------ COLLECTED DATA ------
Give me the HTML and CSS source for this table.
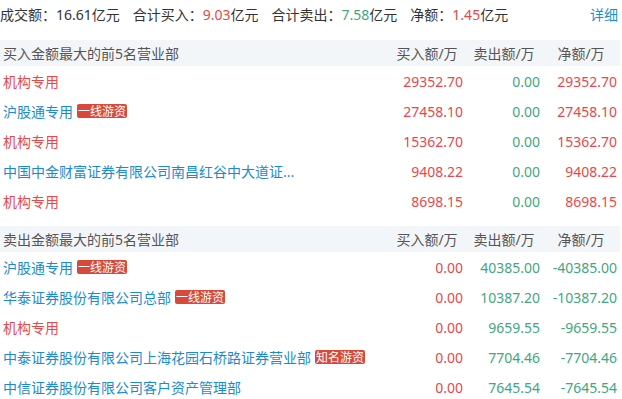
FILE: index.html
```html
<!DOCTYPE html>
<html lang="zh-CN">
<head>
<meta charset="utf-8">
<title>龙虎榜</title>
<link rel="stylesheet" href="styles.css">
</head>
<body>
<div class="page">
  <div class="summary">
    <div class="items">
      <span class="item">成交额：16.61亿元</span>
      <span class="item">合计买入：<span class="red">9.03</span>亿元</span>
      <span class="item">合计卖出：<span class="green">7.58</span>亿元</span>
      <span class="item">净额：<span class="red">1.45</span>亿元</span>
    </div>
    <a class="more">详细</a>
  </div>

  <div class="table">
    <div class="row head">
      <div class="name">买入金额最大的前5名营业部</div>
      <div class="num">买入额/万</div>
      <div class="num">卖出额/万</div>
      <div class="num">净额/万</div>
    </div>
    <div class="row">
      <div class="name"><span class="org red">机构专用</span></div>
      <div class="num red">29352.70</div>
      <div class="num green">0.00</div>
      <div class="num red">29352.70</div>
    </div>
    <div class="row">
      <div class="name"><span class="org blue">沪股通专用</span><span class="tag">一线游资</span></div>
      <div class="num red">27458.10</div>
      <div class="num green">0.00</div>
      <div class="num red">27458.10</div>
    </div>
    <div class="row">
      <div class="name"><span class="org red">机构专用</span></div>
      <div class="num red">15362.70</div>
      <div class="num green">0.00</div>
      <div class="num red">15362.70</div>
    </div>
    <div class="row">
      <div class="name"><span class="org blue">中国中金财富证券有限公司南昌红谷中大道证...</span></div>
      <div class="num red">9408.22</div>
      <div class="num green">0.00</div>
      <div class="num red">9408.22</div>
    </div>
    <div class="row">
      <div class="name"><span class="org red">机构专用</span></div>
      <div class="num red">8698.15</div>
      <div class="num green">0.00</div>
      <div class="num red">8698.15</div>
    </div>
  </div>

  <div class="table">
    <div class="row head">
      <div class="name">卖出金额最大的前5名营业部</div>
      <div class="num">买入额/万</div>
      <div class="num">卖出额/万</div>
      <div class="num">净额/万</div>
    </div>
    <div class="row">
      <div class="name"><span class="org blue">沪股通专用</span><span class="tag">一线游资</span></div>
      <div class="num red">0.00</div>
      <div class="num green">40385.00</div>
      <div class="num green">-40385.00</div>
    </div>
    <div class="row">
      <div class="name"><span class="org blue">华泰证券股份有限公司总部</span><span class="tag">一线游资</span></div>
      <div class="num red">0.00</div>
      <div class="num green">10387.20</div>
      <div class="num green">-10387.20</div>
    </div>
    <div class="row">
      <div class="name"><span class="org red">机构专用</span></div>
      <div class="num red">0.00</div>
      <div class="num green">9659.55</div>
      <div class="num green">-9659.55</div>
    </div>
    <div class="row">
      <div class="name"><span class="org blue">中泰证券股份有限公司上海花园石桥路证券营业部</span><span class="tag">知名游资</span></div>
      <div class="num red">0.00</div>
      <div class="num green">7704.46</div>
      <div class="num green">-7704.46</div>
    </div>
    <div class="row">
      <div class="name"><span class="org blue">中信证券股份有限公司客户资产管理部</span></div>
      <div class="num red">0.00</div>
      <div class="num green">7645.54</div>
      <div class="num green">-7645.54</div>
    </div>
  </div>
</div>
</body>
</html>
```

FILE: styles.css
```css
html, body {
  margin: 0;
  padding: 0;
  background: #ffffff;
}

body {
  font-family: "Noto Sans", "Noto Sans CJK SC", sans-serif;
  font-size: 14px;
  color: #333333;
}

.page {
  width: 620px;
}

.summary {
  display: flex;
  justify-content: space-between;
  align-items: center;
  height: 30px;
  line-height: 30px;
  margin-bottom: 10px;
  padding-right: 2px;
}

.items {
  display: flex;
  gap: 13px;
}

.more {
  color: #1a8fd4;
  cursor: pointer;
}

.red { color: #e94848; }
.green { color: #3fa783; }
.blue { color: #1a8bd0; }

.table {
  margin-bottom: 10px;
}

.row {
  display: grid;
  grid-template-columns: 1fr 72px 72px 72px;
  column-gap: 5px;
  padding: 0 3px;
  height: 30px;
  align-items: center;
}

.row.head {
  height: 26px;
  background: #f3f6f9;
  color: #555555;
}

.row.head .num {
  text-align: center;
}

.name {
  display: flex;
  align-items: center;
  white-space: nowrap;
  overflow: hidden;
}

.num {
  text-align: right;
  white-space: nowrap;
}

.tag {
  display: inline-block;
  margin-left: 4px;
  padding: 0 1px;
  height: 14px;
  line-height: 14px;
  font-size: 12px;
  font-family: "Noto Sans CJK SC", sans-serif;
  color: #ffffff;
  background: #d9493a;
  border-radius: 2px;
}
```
------
THE TASK: Retype everything in the material word for word, minus pictures.

WRITTEN ANSWER:
Give me the HTML and CSS source for this table.
FILE: index.html
```html
<!DOCTYPE html>
<html lang="zh-CN">
<head>
<meta charset="utf-8">
<title>龙虎榜</title>
<link rel="stylesheet" href="styles.css">
</head>
<body>
<div class="page">
  <div class="summary">
    <div class="items">
      <span class="item">成交额：16.61亿元</span>
      <span class="item">合计买入：<span class="red">9.03</span>亿元</span>
      <span class="item">合计卖出：<span class="green">7.58</span>亿元</span>
      <span class="item">净额：<span class="red">1.45</span>亿元</span>
    </div>
    <a class="more">详细</a>
  </div>

  <div class="table">
    <div class="row head">
      <div class="name">买入金额最大的前5名营业部</div>
      <div class="num">买入额/万</div>
      <div class="num">卖出额/万</div>
      <div class="num">净额/万</div>
    </div>
    <div class="row">
      <div class="name"><span class="org red">机构专用</span></div>
      <div class="num red">29352.70</div>
      <div class="num green">0.00</div>
      <div class="num red">29352.70</div>
    </div>
    <div class="row">
      <div class="name"><span class="org blue">沪股通专用</span><span class="tag">一线游资</span></div>
      <div class="num red">27458.10</div>
      <div class="num green">0.00</div>
      <div class="num red">27458.10</div>
    </div>
    <div class="row">
      <div class="name"><span class="org red">机构专用</span></div>
      <div class="num red">15362.70</div>
      <div class="num green">0.00</div>
      <div class="num red">15362.70</div>
    </div>
    <div class="row">
      <div class="name"><span class="org blue">中国中金财富证券有限公司南昌红谷中大道证...</span></div>
      <div class="num red">9408.22</div>
      <div class="num green">0.00</div>
      <div class="num red">9408.22</div>
    </div>
    <div class="row">
      <div class="name"><span class="org red">机构专用</span></div>
      <div class="num red">8698.15</div>
      <div class="num green">0.00</div>
      <div class="num red">8698.15</div>
    </div>
  </div>

  <div class="table">
    <div class="row head">
      <div class="name">卖出金额最大的前5名营业部</div>
      <div class="num">买入额/万</div>
      <div class="num">卖出额/万</div>
      <div class="num">净额/万</div>
    </div>
    <div class="row">
      <div class="name"><span class="org blue">沪股通专用</span><span class="tag">一线游资</span></div>
      <div class="num red">0.00</div>
      <div class="num green">40385.00</div>
      <div class="num green">-40385.00</div>
    </div>
    <div class="row">
      <div class="name"><span class="org blue">华泰证券股份有限公司总部</span><span class="tag">一线游资</span></div>
      <div class="num red">0.00</div>
      <div class="num green">10387.20</div>
      <div class="num green">-10387.20</div>
    </div>
    <div class="row">
      <div class="name"><span class="org red">机构专用</span></div>
      <div class="num red">0.00</div>
      <div class="num green">9659.55</div>
      <div class="num green">-9659.55</div>
    </div>
    <div class="row">
      <div class="name"><span class="org blue">中泰证券股份有限公司上海花园石桥路证券营业部</span><span class="tag">知名游资</span></div>
      <div class="num red">0.00</div>
      <div class="num green">7704.46</div>
      <div class="num green">-7704.46</div>
    </div>
    <div class="row">
      <div class="name"><span class="org blue">中信证券股份有限公司客户资产管理部</span></div>
      <div class="num red">0.00</div>
      <div class="num green">7645.54</div>
      <div class="num green">-7645.54</div>
    </div>
  </div>
</div>
</body>
</html>
```

FILE: styles.css
```css
html, body {
  margin: 0;
  padding: 0;
  background: #ffffff;
}

body {
  font-family: "Noto Sans", "Noto Sans CJK SC", sans-serif;
  font-size: 14px;
  color: #333333;
}

.page {
  width: 620px;
}

.summary {
  display: flex;
  justify-content: space-between;
  align-items: center;
  height: 30px;
  line-height: 30px;
  margin-bottom: 10px;
  padding-right: 2px;
}

.items {
  display: flex;
  gap: 13px;
}

.more {
  color: #1a8fd4;
  cursor: pointer;
}

.red { color: #e94848; }
.green { color: #3fa783; }
.blue { color: #1a8bd0; }

.table {
  margin-bottom: 10px;
}

.row {
  display: grid;
  grid-template-columns: 1fr 72px 72px 72px;
  column-gap: 5px;
  padding: 0 3px;
  height: 30px;
  align-items: center;
}

.row.head {
  height: 26px;
  background: #f3f6f9;
  color: #555555;
}

.row.head .num {
  text-align: center;
}

.name {
  display: flex;
  align-items: center;
  white-space: nowrap;
  overflow: hidden;
}

.num {
  text-align: right;
  white-space: nowrap;
}

.tag {
  display: inline-block;
  margin-left: 4px;
  padding: 0 1px;
  height: 14px;
  line-height: 14px;
  font-size: 12px;
  font-family: "Noto Sans CJK SC", sans-serif;
  color: #ffffff;
  background: #d9493a;
  border-radius: 2px;
}
```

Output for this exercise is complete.